*Task directions:* Everything from the first line of the data below through the line that contains "const sp = (n: number)" should be written out exactly, please, and nothing more; the pictures stay out.

** BEGIN Information provided **

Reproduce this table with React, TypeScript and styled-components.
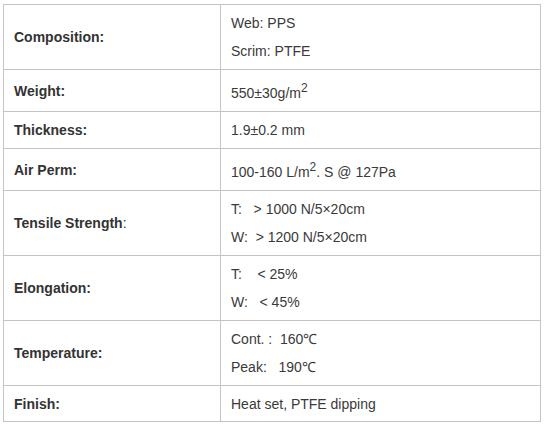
import React from "react";
import styled, { createGlobalStyle } from "styled-components";

const Global = createGlobalStyle`
  html, body { margin: 0; padding: 0; background: #fff; }
  body { font-family: "Liberation Sans", Arial, sans-serif; }
`;

const Wrap = styled.div`
  padding: 4px 4px 0 3px;
`;

const Table = styled.table`
  width: 538px;
  border-collapse: collapse;
  table-layout: fixed;
  font-family: "Liberation Sans", Arial, sans-serif;
  font-size: 14px;
  line-height: 20px;
  color: #333;
`;

const Row = styled.tr<{ $h: number }>`
  height: ${(p) => p.$h}px;
`;

const Label = styled.td`
  width: 196px;
  border: 1px solid #c4c4c4;
  padding: 0 10px;
  font-weight: bold;
  vertical-align: middle;
`;

const Thin = styled.span`
  font-weight: normal;
`;

const Value = styled.td`
  border: 1px solid #c4c4c4;
  padding: 0 10px;
  vertical-align: middle;
  color: #3a3a3a;
`;

const Line = styled.p<{ $sup?: boolean }>`
  margin: 0;
  padding-top: ${(p) => (p.$sup ? 5 : 0)}px;
  & + & {
    margin-top: 8px;
  }
`;

const Sup = styled.sup`
  font-size: 12px;
  line-height: 0;
  vertical-align: 6px;
`;

const sp = (n: number) => "\u00a0".repeat(n);

export default function App() {
  return (
    <>
      <Global />
      <Wrap>
        <Table>
          <tbody>
            <Row $h={65}>
              <Label>Composition:</Label>
              <Value>
                <Line>Web: PPS</Line>
                <Line>Scrim: PTFE</Line>
              </Value>
            </Row>
            <Row $h={42}>
              <Label>Weight:</Label>
              <Value>
                <Line $sup>
                  550±30g/m<Sup>2</Sup>
                </Line>
              </Value>
            </Row>
            <Row $h={37}>
              <Label>Thickness:</Label>
              <Value>
                <Line>1.9±0.2 mm</Line>
              </Value>
            </Row>
            <Row $h={42}>
              <Label>Air Perm:</Label>
              <Value>
                <Line $sup>
                  100-160 L/m<Sup>2</Sup>. S @ 127Pa
                </Line>
              </Value>
            </Row>
            <Row $h={65}>
              <Label>
                Tensile Strength<Thin>:</Thin>
              </Label>
              <Value>
                <Line>T:{sp(3)}&gt; 1000 N/5×20cm</Line>
                <Line>W:{sp(2)}&gt; 1200 N/5×20cm</Line>
              </Value>
            </Row>
            <Row $h={65}>
              <Label>Elongation:</Label>
              <Value>
                <Line>T:{sp(4)}&lt; 25%</Line>
                <Line>W:{sp(3)}&lt; 45%</Line>
              </Value>
            </Row>
            <Row $h={65}>
              <Label>Temperature:</Label>
              <Value>
                <Line>Cont. :{sp(2)}160℃</Line>
                <Line>Peak:{sp(3)}190℃</Line>
              </Value>
            </Row>
            <Row $h={36}>
              <Label>Finish:</Label>
              <Value>
                <Line>Heat set, PTFE dipping</Line>
              </Value>
            </Row>
          </tbody>
        </Table>
      </Wrap>
    </>
  );
}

** END Information provided **

*Response to the task:*
Reproduce this table with React, TypeScript and styled-components.
import React from "react";
import styled, { createGlobalStyle } from "styled-components";

const Global = createGlobalStyle`
  html, body { margin: 0; padding: 0; background: #fff; }
  body { font-family: "Liberation Sans", Arial, sans-serif; }
`;

const Wrap = styled.div`
  padding: 4px 4px 0 3px;
`;

const Table = styled.table`
  width: 538px;
  border-collapse: collapse;
  table-layout: fixed;
  font-family: "Liberation Sans", Arial, sans-serif;
  font-size: 14px;
  line-height: 20px;
  color: #333;
`;

const Row = styled.tr<{ $h: number }>`
  height: ${(p) => p.$h}px;
`;

const Label = styled.td`
  width: 196px;
  border: 1px solid #c4c4c4;
  padding: 0 10px;
  font-weight: bold;
  vertical-align: middle;
`;

const Thin = styled.span`
  font-weight: normal;
`;

const Value = styled.td`
  border: 1px solid #c4c4c4;
  padding: 0 10px;
  vertical-align: middle;
  color: #3a3a3a;
`;

const Line = styled.p<{ $sup?: boolean }>`
  margin: 0;
  padding-top: ${(p) => (p.$sup ? 5 : 0)}px;
  & + & {
    margin-top: 8px;
  }
`;

const Sup = styled.sup`
  font-size: 12px;
  line-height: 0;
  vertical-align: 6px;
`;

const sp = (n: number) => "\u00a0".repeat(n);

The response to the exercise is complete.